I travel a great deal, as do many of us these days. On my recent trips, I've been thinking what makes me happy when I arrive. I'm a man of simple tastes, so I've narrowed it down to just a few things. Obviously, I need somewhere to stay (ideally with a shower that my six foot three frame can stand under). I like a nice comfortable bed too, and a room that's in the quiet part of the hotel.
But there are three things that really make travel a good experience for me:
Just bread? Well ideally a bit of cheese or ham too, or maybe even a salad. It's not what the food is, it's whether it's available. Airline food, despite all the marketing to the contrary, and the involvement of celebrity chefs, is still pretty grim. When I arrive in a hotel at 1am local time, my body clock may still say 4pm. I'm hungry. One of the worst things to hear is "The restaurant is closed right now, and room service is finished too. There are some snacks in the minibar." A packet of peanuts is not what I'm looking for. Many hotels do have 24-hour room service, but I've often dropped off to sleep in the 40 minutes between order and arrival. If some hotel chain offered an instant 24-hour cheese sandwich service, it would be top of my list.

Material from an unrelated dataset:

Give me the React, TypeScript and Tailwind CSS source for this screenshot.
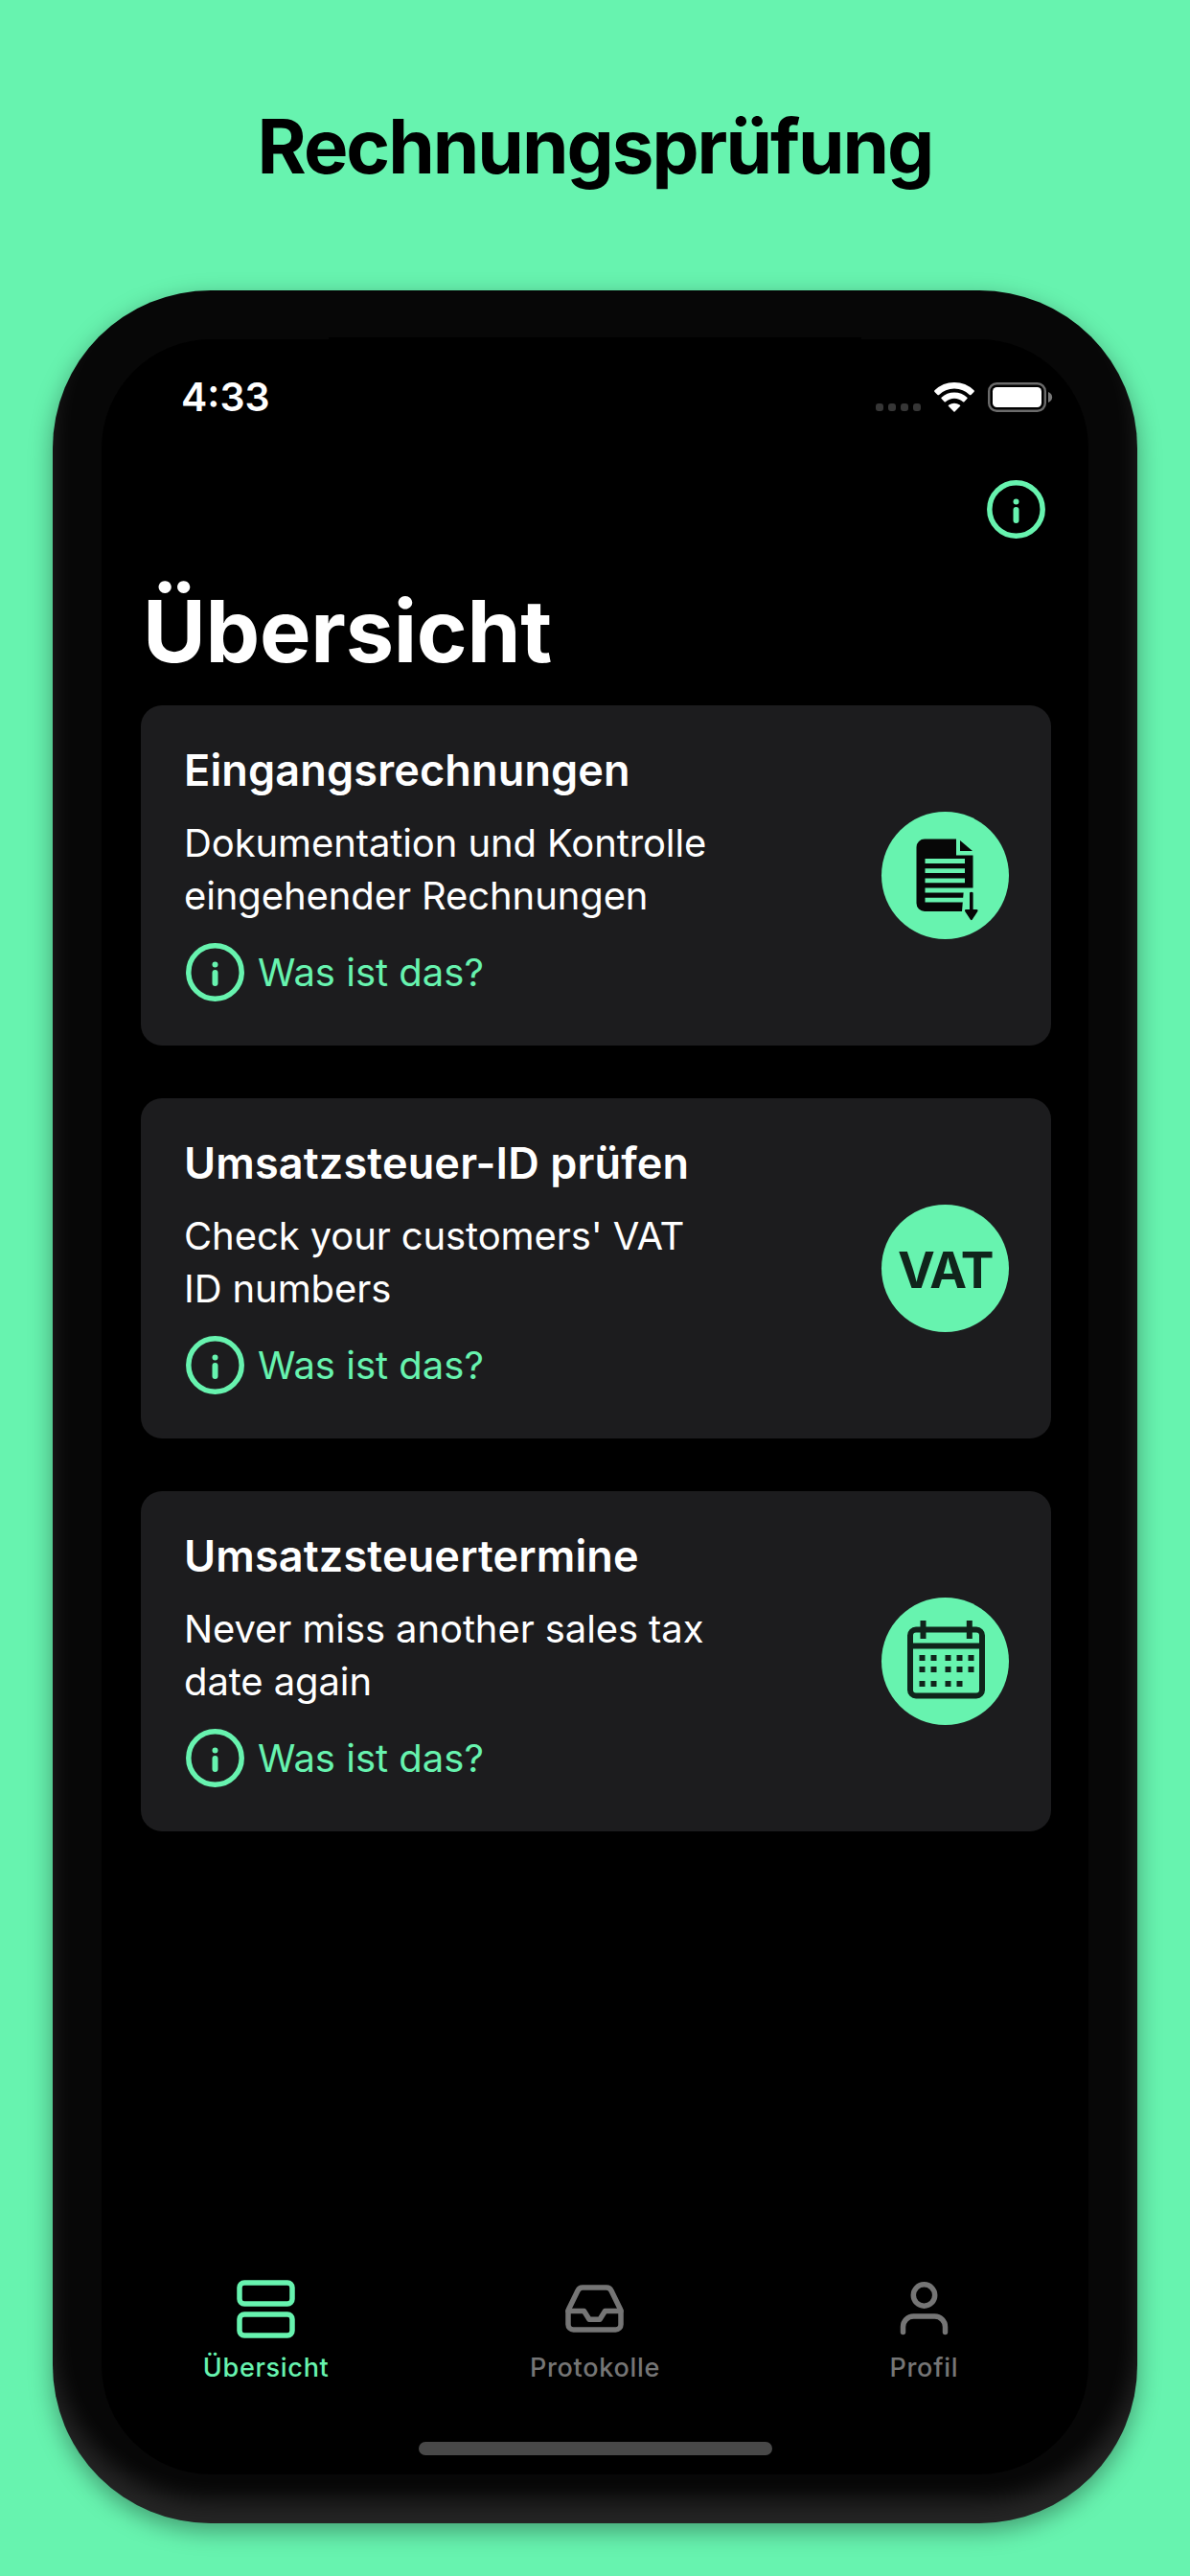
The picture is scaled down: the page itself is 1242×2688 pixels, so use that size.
import type { ReactNode } from "react";

type Entry = {
  title: string;
  lines: string[];
  icon: ReactNode;
};

const ENTRIES: Entry[] = [
  {
    title: "Eingangsrechnungen",
    lines: ["Dokumentation und Kontrolle", "eingehender Rechnungen"],
    icon: <InvoiceIcon />,
  },
  {
    title: "Umsatzsteuer-ID prüfen",
    lines: ["Check your customers' VAT", "ID numbers"],
    icon: (
      <span className="pt-[4px] text-[52px] font-bold leading-none tracking-[-1.5px] text-[#10241b]">VAT</span>
    ),
  },
  {
    title: "Umsatzsteuertermine",
    lines: ["Never miss another sales tax", "date again"],
    icon: <CalendarIcon />,
  },
];

export default function App() {
  return (
    <div className="flex h-[2688px] w-[1242px] flex-col items-center overflow-hidden bg-[#67f3af] font-['Inter','Liberation_Sans',sans-serif]">
      <h1 className="flex h-[303px] items-center whitespace-nowrap pt-[3px] text-[78px] font-bold leading-none tracking-[-2px] text-black">
        Rechnungsprüfung
      </h1>

      <div className="h-[2330px] w-[1132px] rounded-[165px] bg-[#070707] p-[51px] shadow-[0_8px_24px_rgba(0,0,0,0.35),inset_0_-24px_24px_rgba(255,255,255,0.12)]">
        <div className="relative flex h-full flex-col rounded-[114px] bg-black text-white">
          {/* notch edge */}
          <div className="absolute -top-[2px] left-[237px] h-[2px] w-[556px] bg-black" />
          <StatusBar />
          <Screen />
          <TabBar />
        </div>
      </div>
    </div>
  );
}

function StatusBar() {
  return (
    <div className="flex h-[122px] shrink-0 items-end justify-between pl-[83px] pr-[37px]">
      <span className="mb-[41px] text-[41px] font-semibold leading-[41px]">4:33</span>
      <div className="mb-[46px] flex items-end">
        <div className="mb-px mr-[14px] flex gap-[5px]">
          {[0, 1, 2, 3].map((i) => (
            <span key={i} className="size-2 rounded-[3px] bg-[#363636]" />
          ))}
        </div>
        <svg className="mr-[14px] h-[31px] w-[42px]" viewBox="0 0 42 31" fill="#fff">
          <path d="M21 31 14.8 24.8Q14.5 24 15.3 23.4Q21 20 26.7 23.4Q27.5 24 27.2 24.8Z" />
          <path d="M21 10.4q-7.8 0-13.4 5.3-.7.7 0 1.4l3 3.1q.7.6 1.4 0Q15.9 16.7 21 16.7t9 3.5q.7.6 1.4 0l3-3.1q.7-.7 0-1.4Q28.8 10.4 21 10.4Z" />
          <path d="M21 0Q9 0 .5 8.3q-.8.8 0 1.6l3 3.1q.8.7 1.6 0Q11.5 6.5 21 6.5T36.9 13q.8.7 1.6 0l3-3.1q.8-.8 0-1.6Q33 0 21 0Z" />
        </svg>
        <svg className="h-[31px] w-[68px]" viewBox="0 0 68 31">
          <rect x="1.2" y="1.2" width="58.6" height="28.6" rx="8" fill="none" stroke="#6b6b6b" strokeWidth="2.4" />
          <rect x="5" y="5" width="51" height="21" rx="4.5" fill="#fff" />
          <path d="M63 10v11c5.5-2 5.5-9 0-11Z" fill="#777" />
        </svg>
      </div>
    </div>
  );
}

function Screen() {
  return (
    <main className="flex flex-1 flex-col px-[41px]">
      <div className="flex h-[110px] justify-end pr-[4px] pt-[25px]">
        <InfoIcon />
      </div>
      <h2 className="h-[150px] pl-[2px] pt-[28px] text-[90px] font-bold leading-[90px] tracking-[-0.3px]">
        Übersicht
      </h2>
      <div className="flex flex-col gap-[55px]">
        {ENTRIES.map((entry) => (
          <Card key={entry.title} entry={entry} />
        ))}
      </div>
    </main>
  );
}

function Card({ entry }: { entry: Entry }) {
  return (
    <section className="flex h-[355px] w-[950px] items-center justify-between rounded-[22px] bg-[#1c1c1e] pl-[45px] pr-[44px]">
      <div className="h-full whitespace-nowrap pt-[41px]">
        <h3 className="text-[45px] font-semibold leading-[54px] tracking-[0.15px]">{entry.title}</h3>
        <p className="mt-[21px] text-[40px] leading-[55px] tracking-[-0.1px]">
          {entry.lines.map((line) => (
            <span key={line} className="block">
              {line}
            </span>
          ))}
        </p>
        <button className="mt-[22px] flex items-center gap-[14px] pl-[2px] text-[40px] leading-[61px] text-[#67f3af]">
          <InfoIcon />
          Was ist das?
        </button>
      </div>
      <div className="flex size-[133px] items-center justify-center rounded-full bg-[#67f3af]">{entry.icon}</div>
    </section>
  );
}

function TabBar() {
  return (
    <nav className="flex h-[223px] shrink-0 flex-col items-center">
      <div className="flex w-full">
        <Tab label="Übersicht" active>
          <rect x="3" y="3" width="55" height="22" rx="5" />
          <rect x="3" y="36" width="55" height="22" rx="5" />
        </Tab>
        <Tab label="Protokolle">
          <path d="M3 32.5H19.500L25 41.200h11l5.500-8.700H58" />
          <path d="M13 11.300 3.600 30.500q-.6 1.300-.6 3V46.500a5.500 5.500 0 0 0 5.500 5.500h44a5.500 5.500 0 0 0 5.500-5.500V33.500q0-1.700-.6-3L48 11.300a5.500 5.500 0 0 0-5-3.300h-25a5.500 5.500 0 0 0-5 3.300Z" />
        </Tab>
        <Tab label="Profil">
          <circle cx="30.500" cy="16" r="11.200" />
          <path d="M8.500 54.500v-5.500a11 11 0 0 1 11-11h22a11 11 0 0 1 11 11v5.500" />
        </Tab>
      </div>
      <div className="mt-[61px] h-[14px] w-[369px] rounded-[7px] bg-[#484848]" />
    </nav>
  );
}

function Tab({ label, active, children }: { label: string; active?: boolean; children: ReactNode }) {
  return (
    <button className={`flex flex-1 flex-col items-center ${active ? "text-[#67f3af]" : "text-[#757575]"}`}>
      <svg
        className="mt-[20px] size-[61px]"
        viewBox="0 0 61 61"
        fill="none"
        stroke="currentColor"
        strokeWidth="5.500"
        strokeLinecap="round"
        strokeLinejoin="round"
      >
        {children}
      </svg>
      <span className="mt-[15px] text-[27px] font-medium leading-[32px] tracking-[0.7px]">{label}</span>
    </button>
  );
}

function InfoIcon() {
  return (
    <svg className="size-[61px] shrink-0" viewBox="0 0 61 61" fill="none" stroke="#67f3af">
      <circle cx="30.500" cy="30.500" r="27.700" strokeWidth="5.500" />
      <path d="M30.500 31v11" strokeWidth="6" strokeLinecap="round" />
      <circle cx="30.500" cy="22.500" r="3" fill="#67f3af" stroke="none" />
    </svg>
  );
}

function InvoiceIcon() {
  return (
    <svg className="size-[133px]" viewBox="0 0 133 133" fill="#070707">
      <path d="M45 28.500H78v17H95.500V80H86L84 104H45a8.500 8.500 0 0 1-8.500-8.500V37a8.500 8.500 0 0 1 8.500-8.500Z" />
      <path d="M82 30v11h13Z" />
      <path
        d="M45.500 51.500H87M45.500 61.700H87M45.500 71.900H87M45.500 82H96M45.500 92.200H86"
        stroke="#67f3af"
        strokeWidth="4.800"
      />
      <path d="M92 84.500q1.800-1.500 3.600 0V102H99q2.500 0 1 2.500L94.800 112.500q-1 1.500-2 0L87.500 104.500q-1.500-2.500 1-2.500H92Z" />
    </svg>
  );
}

function CalendarIcon() {
  const cols = [42.5, 54.5, 69.5, 81.5, 93.5];
  const rows = [63, 75, 90];
  return (
    <svg className="size-[133px]" viewBox="0 0 133 133" fill="#10241b">
      <rect x="30" y="33.500" width="75" height="69" rx="6" fill="none" stroke="#10241b" strokeWidth="6" />
      <path d="M30 50.500H105M43.500 24V43M91.800 24V43" stroke="#10241b" strokeWidth="6" />
      {rows.map((y, r) =>
        cols
          // the last week ends one day early
          .filter((_, c) => !(r === 2 && c === 4))
          .map((x) => <rect key={`${x}-${y}`} x={x - 3} y={y - 3} width="6" height="6" />)
      )}
    </svg>
  );
}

Don't get me wrong, I'm not a great drinker. It's not even that I'm looking for a glass of wine. A cold beer, coffee or even a fruit juice would do. It's more about what goes with it. I'm looking for a quiet place where I can sit and relax and have an enjoyable drink in peace. Travel, although often a solitary activity for me, is also done in groups, whether waiting for a train or sitting on plane. There's something very restorative about being able to find a peaceful place to just sit and think, read a book, or do nothing at all.
Being able to communicate with the rest of the world is invaluable for me. I'm not an email junkie, or someone who must be available at all times. It's useful, but not essential 24/7. But I'm also a husband and father, and the ability to chat on Skype in video with my family is a real tonic. It would be wonderful if hotels didn't try to pay off their nation's national debt with internet access charges too.
So that's it. I'm not asking for much. A little food when I arrive, a quiet place to relax and affordable contact with my loved ones. A few hotel chains do it, so could the rest please take note? Thanks.